Banyaknya pembunuhan yang melibatkan wartawan sebagai korbannya, membuat Filipina ditetapkan sebagai salah satu negara berbahaya di dunia bagi para wartawan oleh pengawas pers internasional. Lebih dari 100 wartawan yang tewas terbunuh dalam rentang waktu hampir 30 tahun ke belakang. Maraknya kejadian tersebut, diduga juga terkait dengan banyaknya masyarakat yang dibebaskan memiliki senjata api. Kekebalan hukum juga banyak terjadi di Filipina, membuat para pelaku kriminalitas, termasuk pembunuh wartawan, tak diseret ke pengadilan.

Tahun lalu, dalam komite perlindungan para wartawan (Committee to Protect Journalists/CPJ) yang bermarkas di New York, Filipina dinyatakan sebagai negara terburuk ketiga di dunia dalam memerangi pembunuhan wartawan. Dari hal tersebut, kemudian Pemerintah Filipina mengeluarkan pernyataan akan melindungi para wartawan dan memastikan hukuman seberat-beratnya bagi siapa saja yang terlibat dalam pembunuhan mereka. Namun faktanya,  Filipina hampir sama tak menunjukkan kemajuan dalam usahanyanya memerangi kasus pembunuhan wartawan.

Kasus pembunuhan wartawan yang teranyar di Filipina terjadi pada akhir bulan Juli lalu. Tiga wartawan tewas dalam pekan tersebut. Diduga, mereka dibunuh terkait dengan tulisannya yang dimuat di majalah tempat mereka bekerja. Adanya kasus tersebut, UNESCO melalui Direktur Jenderal-nya sampai harus mendesak Filipina untuk menyelidiki kasus pembunuhan tersebut dan meminta pihak berwenang setempat untuk mengadili para pelaku.

Pembunuhan terhadap jurnalis adalah serangan langsung terhadap hak dasar kebebasan berekspresi, dan hak masyarakat untuk mengakses informasi. Hal ini membutuhkan respon yang cepat guna menunjukkan kepada mereka yang akan menggunakan rasa takut dan kekerasan untuk membungkam media bahwa tindakan tersebut tidak akan ditoleransi.

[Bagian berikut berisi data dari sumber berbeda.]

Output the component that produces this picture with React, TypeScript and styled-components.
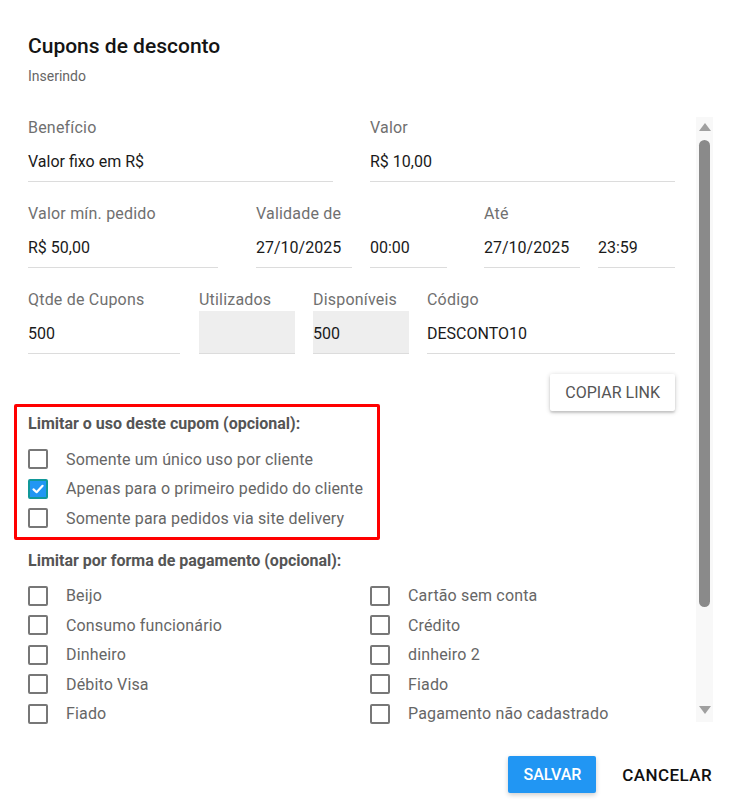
import styled, { createGlobalStyle } from 'styled-components'

const GlobalStyle = createGlobalStyle`
html, body {
	margin: 0;
	padding: 0;
	background: #ffffff;
	font-family: Roboto, "Noto Sans", "Liberation Sans", sans-serif;
}
*, *::before, *::after {
	box-sizing: border-box;
}
`;

type FieldDef = {
	label: string;
	value?: string;
	width: number;
	offset: number;
	disabled?: boolean;
};

const rows: FieldDef[][] = [
	[
		{ label: 'Benefício', value: 'Valor fixo em R$', width: 305, offset: 0 },
		{ label: 'Valor', value: 'R$ 10,00', width: 305, offset: 37 },
	],
	[
		{ label: 'Valor mín. pedido', value: 'R$ 50,00', width: 190, offset: 0 },
		{ label: 'Validade de', value: '27/10/2025', width: 96, offset: 38 },
		{ label: '', value: '00:00', width: 77, offset: 18 },
		{ label: 'Até', value: '27/10/2025', width: 96, offset: 37 },
		{ label: '', value: '23:59', width: 77, offset: 18 },
	],
	[
		{ label: 'Qtde de Cupons', value: '500', width: 152, offset: 0 },
		{ label: 'Utilizados', value: '', width: 96, offset: 19, disabled: true },
		{ label: 'Disponíveis', value: '500', width: 96, offset: 18, disabled: true },
		{ label: 'Código', value: 'DESCONTO10', width: 248, offset: 18 },
	],
];

const usageOptions = [
	{ label: 'Somente um único uso por cliente', checked: false },
	{ label: 'Apenas para o primeiro pedido do cliente', checked: true },
	{ label: 'Somente para pedidos via site delivery', checked: false },
];

const paymentOptions = [
	'Beijo',
	'Consumo funcionário',
	'Dinheiro',
	'Débito Visa',
	'Fiado',
	'Cartão sem conta',
	'Crédito',
	'dinheiro 2',
	'Fiado',
	'Pagamento não cadastrado',
];

const CheckBox = ({ checked }: { checked?: boolean }) => (
	<Box $checked={checked}>
		{checked && (
			<svg width="14" height="14" viewBox="0 0 14 14">
				<path d="M2.5 7.4 L5.6 10.2 L11.6 3.8" fill="none" stroke="#ffffff" strokeWidth="2.2" strokeLinecap="round" strokeLinejoin="round" />
			</svg>
		)}
	</Box>
);

const App = () => {
	return (
		<Dialog>
			<GlobalStyle />
			<Header>
				<Title>Cupons de desconto</Title>
				<Subtitle>Inserindo</Subtitle>
			</Header>

			<Body>
				<Content>
					{rows.map((row, i) => (
						<FieldRow key={i}>
							{row.map((f, j) => (
								<Field key={j} $width={f.width} $offset={f.offset}>
									<FieldLabel>{f.label}</FieldLabel>
									<FieldInput $disabled={f.disabled}>{f.value}</FieldInput>
								</Field>
							))}
						</FieldRow>
					))}

					<LinkRow>
						<RaisedButton>Copiar link</RaisedButton>
					</LinkRow>

					<Section $highlight>
						<SectionTitle>Limitar o uso deste cupom (opcional):</SectionTitle>
						<OptionList>
							{usageOptions.map((o) => (
								<Option key={o.label}>
									<CheckBox checked={o.checked} />
									<OptionText>{o.label}</OptionText>
								</Option>
							))}
						</OptionList>
					</Section>

					<Section>
						<SectionTitle>Limitar por forma de pagamento (opcional):</SectionTitle>
						<PaymentGrid>
							{paymentOptions.map((p, i) => (
								<Option key={i}>
									<CheckBox />
									<OptionText>{p}</OptionText>
								</Option>
							))}
						</PaymentGrid>
					</Section>
				</Content>

				<Scrollbar>
					<Arrow $up />
					<Track>
						<Thumb />
					</Track>
					<Arrow />
				</Scrollbar>
			</Body>

			<Footer>
				<PrimaryButton>Salvar</PrimaryButton>
				<TextButton>Cancelar</TextButton>
			</Footer>
		</Dialog>
	)
}

const Dialog = styled.div`
width: 743px;
height: 812px;
background: #ffffff;
display: flex;
flex-direction: column;
`;

const Header = styled.div`
padding: 33px 28px 0 28px;
display: flex;
flex-direction: column;
gap: 9px;
height: 117px;
flex-shrink: 0;
`;

const Title = styled.div`
font-size: 21px;
line-height: 26px;
font-weight: 500;
color: #141414;
`;

const Subtitle = styled.div`
font-size: 14px;
line-height: 16px;
color: #666666;
`;

const Body = styled.div`
display: flex;
height: 607px;
flex-shrink: 0;
`;

const Content = styled.div`
width: 696px;
padding: 1px 21px 0 28px;
overflow: hidden;
`;

const FieldRow = styled.div`
display: flex;
margin-bottom: 22px;
&:nth-child(3) {
	margin-bottom: 20px;
}
`;

const Field = styled.div<{ $width: number; $offset: number }>`
display: flex;
flex-direction: column;
flex-shrink: 0;
width: ${(p) => p.$width}px;
margin-left: ${(p) => p.$offset}px;
`;

const FieldLabel = styled.div`
font-size: 16px;
letter-spacing: 0.2px;
line-height: 18px;
height: 18px;
color: #707070;
margin: 1px 0 2px 0;
`;

const FieldInput = styled.div<{ $disabled?: boolean }>`
height: 43px;
display: flex;
align-items: center;
padding-top: 2px;
font-size: 16px;
color: #1a1a1a;
background: ${(p) => (p.$disabled ? '#eeeeee' : 'transparent')};
border-bottom: 1px solid #dcdcdc;
`;

const LinkRow = styled.div`
display: flex;
justify-content: flex-end;
align-items: flex-start;
height: 41px;
`;

const RaisedButton = styled.button`
height: 37px;
padding: 0 15px;
border: 0;
border-radius: 2px;
background: #ffffff;
font-family: inherit;
font-size: 16px;
text-transform: uppercase;
color: #555555;
box-shadow: 0 1px 5px rgba(0, 0, 0, 0.2), 0 2px 2px rgba(0, 0, 0, 0.12);
`;

const Section = styled.div<{ $highlight?: boolean }>`
position: relative;
display: flex;
flex-direction: column;
margin-bottom: ${(p) => (p.$highlight ? '18.5px' : '0')};

${(p) => p.$highlight && `
	&::before {
		content: '';
		position: absolute;
		left: -14px;
		top: -11px;
		width: 366px;
		height: 136px;
		border: 3px solid #ff0000;
		border-radius: 2px;
		pointer-events: none;
	}
`}
`;

const SectionTitle = styled.div`
font-size: 16px;
line-height: 18px;
font-weight: 700;
color: #555555;
margin-bottom: 11.5px;
`;

const OptionList = styled.div`
display: flex;
flex-direction: column;
`;

const PaymentGrid = styled.div`
display: grid;
grid-template-columns: 342px 1fr;
grid-template-rows: repeat(5, 29.5px);
grid-auto-flow: column;
`;

const Option = styled.div`
display: flex;
align-items: center;
height: 29.5px;
gap: 18px;
`;

const Box = styled.div<{ $checked?: boolean }>`
width: 20px;
height: 20px;
flex-shrink: 0;
border-radius: 2px;
border: 2px solid ${(p) => (p.$checked ? '#11989a' : '#777777')};
background: ${(p) => (p.$checked ? '#2196f3' : '#ffffff')};
display: flex;
align-items: center;
justify-content: center;
`;

const OptionText = styled.span`
font-size: 16px;
letter-spacing: 0.15px;
color: #666666;
white-space: nowrap;
`;

const Scrollbar = styled.div`
width: 17px;
height: 605px;
background: #f8f8f8;
display: flex;
flex-direction: column;
align-items: center;
padding: 6px 0 8px 0;
`;

const Arrow = styled.div<{ $up?: boolean }>`
width: 0;
height: 0;
border-left: 6px solid transparent;
border-right: 6px solid transparent;
${(p) => (p.$up ? 'border-bottom: 8px solid #a0a0a0;' : 'border-top: 8px solid #a0a0a0;')}
`;

const Track = styled.div`
flex: 1;
width: 100%;
display: flex;
justify-content: center;
padding-top: 9px;
`;

const Thumb = styled.div`
width: 11px;
height: 467px;
border-radius: 6px;
background: #8a8a8a;
`;

const Footer = styled.div`
flex: 1;
display: flex;
justify-content: flex-end;
align-items: flex-start;
padding: 32px 15px 0 0;
gap: 10px;
`;

const PrimaryButton = styled.button`
height: 37px;
padding: 0 15px;
border: 0;
border-radius: 2px;
background: #2196f3;
color: #ffffff;
font-family: inherit;
font-size: 16px;
font-weight: 500;
text-transform: uppercase;
box-shadow: 0 2px 5px rgba(0, 0, 0, 0.2);
`;

const TextButton = styled.button`
height: 37px;
padding: 0 16px;
border: 0;
background: transparent;
color: #111111;
font-family: inherit;
font-size: 17px;
letter-spacing: 0.4px;
font-weight: 500;
text-transform: uppercase;
`;

export default App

Melihat banyaknya kasus pembunuhan wartawan yang terjadi di Filipina sama dengan negara tersebut tidak bisa melindungi hak-hak dasar para wartawan, yaitu hak untuk mengeksprsikan pemikirannya. Undang-undang yang telah ditetapkan serasa sebuah pemanis dasar negara saja dan tak ada artinya. Menuju Komunitas ASEAN 2015, kebebasan dalam berekspresi semoga bisa benar-benar disebut bebas di kalangan masyarakat awam ataupun yang berprofesi di ranah penyiaran. Perlu kerja keras untuk bisa menegakkan pilar-pilar yang menyangkut masalah ini, yaitu pilar keamanan dan pilar sosial-budaya. Mari kita tunggu apakah dengan berjalannya Komunitas ASEAN 2015 kelak, hak berekspresi sebagai warga negara benar-benar dihormati dan dihargai.